Wiesbaden in Germany turned out to be a city that offers lots of fun combined with beautiful architecture and an impressive history. Let’s check it out!
“We use around 250,000 liters of water every day….”
The technician of the 100 year old Kaiser Friedrich Spa lets us in early Saturday morning for a look behind the scenes.
“At this spa 5 natural hot springs come together”, he proudly continues. “We use the hot thermal water to heat our baths, but of course you can also bathe in pure thermal water. And did you know that thermal water also has healing powers?”
The Kaiser Friedrich Therme is one of 15 natural hot springs in Wiesbaden. Some of them are canalised for use in bath houses. Elsewhere the water spurts out of the ground for public use. In these public areas people fill plastic bottles with the water that is indeed said to have healing powers.
Of course we also drank a cup….but let me tell you about the taste later.
Nero mountain railway
A bit older than the Kaiser Friedrich spa is the Nerobergbahn (Nero mountain railway). You now know they use a lot of water in Wiesbaden and this railway is no exception.
“This beautiful railway is 125 years old. We use 7,000 liters of water for each 3,5 minute train ride up the mountain. Don’t worry, we reuse every drop of it!”
We talk to the train driver when he drives the historical machine down the track. The two trains on this railway move at the same time, where the one going down has an additional ballast of 7,000 liters of water. Through a well-designed ballast system and an 8-braided cable, the trains pull themselves to the top. No electricity, no coals, just water.

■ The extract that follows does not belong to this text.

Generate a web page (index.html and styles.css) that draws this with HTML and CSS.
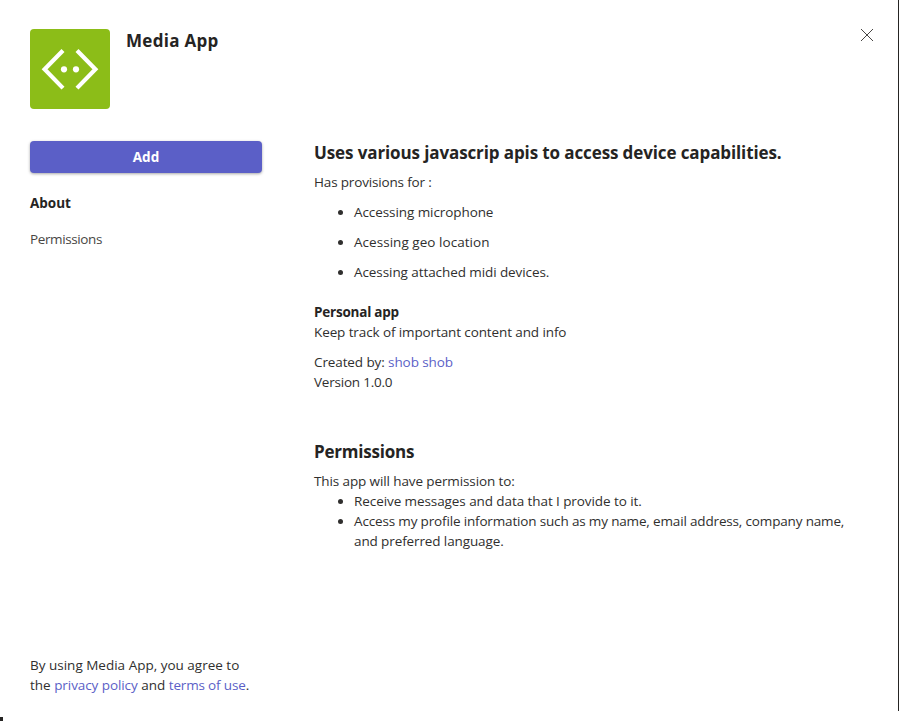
FILE: index.html
```
<!DOCTYPE html>
<html lang="en">
<head>
<meta charset="utf-8">
<title>Media App</title>
<link rel="stylesheet" href="styles.css">
</head>
<body>
<div class="dialog">
  <header class="header">
    <svg class="app-icon" viewBox="0 0 80 80" width="80" height="80" aria-hidden="true">
      <rect width="80" height="80" rx="4" fill="#8cbd18"/>
      <path d="M33 21.5 L14.6 40.3 L33 59.1 M47 21.5 L65.4 40.3 L47 59.1" fill="none" stroke="#fff" stroke-width="4.2"/>
      <circle cx="34" cy="40.3" r="3.1" fill="#fff"/>
      <circle cx="46" cy="40.3" r="3.1" fill="#fff"/>
    </svg>
    <h1 class="title loose">Media App</h1>
    <button class="close" aria-label="Close">
      <svg viewBox="0 0 14 14" width="14" height="14"><path d="M1 1 L13 13 M13 1 L1 13" stroke="#484644" stroke-width="1" fill="none"/></svg>
    </button>
  </header>
  <div class="columns">
    <aside class="side">
      <button class="add">Add</button>
      <nav class="nav">
        <a class="nav-item active">About</a>
        <a class="nav-item">Permissions</a>
      </nav>
      <p class="legal"><span class="even">By using Media App, you agree to</span><br>the <a class="link snug">privacy policy</a><span class="even"> and </span><a class="link tighter">terms of use</a>.</p>
    </aside>
    <main class="main">
      <h2 class="tight">Uses various javascrip apis to access device capabilities.</h2>
      <p class="tighter">Has provisions for :</p>
      <ul class="features">
        <li class="snug">Accessing microphone</li>
        <li class="wide">Acessing geo location</li>
        <li class="snug">Acessing attached midi devices.</li>
      </ul>
      <h3 class="tightest">Personal app</h3>
      <p class="tight">Keep track of important content and info</p>
      <div class="meta">
        <p class="tight">Created by: <a class="link snug">shob shob</a></p>
        <p class="tightest">Version 1.0.0</p>
      </div>
      <h2 class="section tightest">Permissions</h2>
      <p class="tight">This app will have permission to:</p>
      <ul class="grants">
        <li class="snug">Receive messages and data that I provide to it.</li>
        <li><span class="tighter">Access my profile information such as my name, email address, company name,</span><br><span class="tight">and preferred language.</span></li>
      </ul>
    </main>
  </div>
</div>
</body>
</html>
```

FILE: styles.css
```
* { box-sizing: border-box; margin: 0; padding: 0; }
body {
  background: #fff;
  color: #302f2e;
  font: 13.5px/20px "Open Sans", "Noto Sans", sans-serif;
}
.dialog {
  position: relative;
  display: flex;
  flex-direction: column;
  height: 721px;
  padding: 29px 24px 26px 30px;
}
.dialog::before {
  content: "";
  position: absolute;
  top: 0;
  right: 0;
  width: 1px;
  height: 711px;
  background: #252423;
}
.dialog::after {
  content: "";
  position: absolute;
  left: 0;
  bottom: 0;
  width: 3px;
  height: 4px;
  background: #252423;
}
.header { display: flex; align-items: flex-start; height: 112px; }
.app-icon { display: block; flex: none; }
.title { flex: 1; margin-left: 16px; }
h1, h2 { font-size: 17px; line-height: 24px; font-weight: 700; color: #252423; }
h3 { font-size: 13.5px; font-weight: 700; line-height: 20px; color: #252423; }
button { border: 0; background: none; font-family: inherit; }
.close { width: 16px; height: 14px; margin-top: -1px; }
.close svg { display: block; margin: 0 auto; }
.columns { display: flex; flex: 1; gap: 52px; }
.side { display: flex; flex-direction: column; width: 232px; flex: none; }
.add {
  height: 32px;
  border-radius: 4px;
  background: #5b5fc7;
  color: #fff;
  font-size: 13.5px;
  font-weight: 700;
  line-height: 20px;
  box-shadow: 0 1px 3px rgba(0, 0, 0, .35);
}
.nav { display: flex; flex-direction: column; gap: 16px; margin-top: 20px; }
.nav-item { color: #484644; letter-spacing: -.38px; }
.nav-item.active { color: #252423; font-weight: 700; letter-spacing: 0; }
.legal { margin-top: auto; white-space: nowrap; }
.main { flex: 1; min-width: 0; white-space: nowrap; }
.main h2 + p { margin-top: 7px; }
ul { padding-left: 40px; }
.features { display: grid; gap: 10px; margin: 10px 0 20px; }
.meta { margin-top: 10px; }
.section { margin-top: 48px; }
.link { color: #5b5fc7; }
.loose { letter-spacing: .3px; }
.wide { letter-spacing: .04px; }
.even { letter-spacing: 0; }
.snug { letter-spacing: -.08px; }
.tight { letter-spacing: -.11px; }
.tighter { letter-spacing: -.16px; }
.tightest { letter-spacing: -.22px; }
```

From the top of the Nero mountain you have a wonderful view of the city of Wiesbaden.
Thermal water everywhere
The earth’s crost below Wiesbaden is quite thin. Deep down in the earth (2 km) water flows for thousands of years where it passes the magma below the thin earth’s crust. It gets heated up. Through constant pressure the hot water is being pushed upwards…..up to the city of Wiesbaden. 2 million liters of thermal water is being pushed out of the earth every day.
I kid you not. 2 million liters every day.
Wealth of the city
This thermal water has always been the wealth of the city. People were drawn to the city and Wiesbaden quickly became a thriving spa town. There has always been a strong believe in the healing power of the water.
“As long as you believe it, it helps against skin diseases, obstipation, throat problems…..and even against the cat of the neighbor” (Quote Patrick the Guide – Patrick was our amazing guide that I will keep on quoting).
“Money doesn’t smell, but it tastes funny” (Quote Patrick the Guide)
The thermal water, the wealth of Wiesbaden, does indeed taste funny. It holds an abundance of minerals after thousands of years of below ground activity. In the past poor people used to drink it a lot: the salty tasting and warm water gave them the illusion of having eaten a full meal!
Patrick tells us that today some local people still drink about 1 liter per day (which is actually the maximum they advise you to drink, because of all those special mineral ingredients…). We had enough after a small cup. But hey, you have to try the local delicacy!
Everywhere in Wiesbaden you can drink water coming out of the ground. But when we encountered this, Patrick said (and I again quote): “This was drinking water…. before the dog got in”.
Spas are of no strategic importance….luckily
Where many German cities where bombed and destroyed in the Second World War, Wiesbaden was spared. Being a spa town it was of no strategic importance. That’s why the city is full of beautiful architectural highlights.
Wiesbaden, the Nice of the North
They call Wiesbaden the Nice of the North. It indeed has a nice climate and the area is full of vineyards. Wiesbaden is part of the Rheingau area, producing a very nice Riesling white wine. There are wine festivals that are of course a perfect combination with a visit to one of the spas. After your spa treatment it’s great to relax in one of the beautiful parks.
Wiesbaden is a great destination and absolutely worth a visit: The Wiesbaden museum, the Russian Church, the Kurhaus and many more fascinating places. Check out all these Wiesbaden travel tips on this blog later this month.
It’s also a great place to discover by bike (as I will show you in one of my next posts).
We stayed in the Schwarzer Bock (Black Goat) hotel, the oldest luxury hotel in Germany. It dates back to 1486 and started as a bath house. Today it still has its own spa.
When you love spas and great architecture you definitely have to visit this beautiful city. Yes, it’s time to visit Wiesbaden!
Our family has been traveling to Wiesbaden by invitation of Wiesbaden Marketing.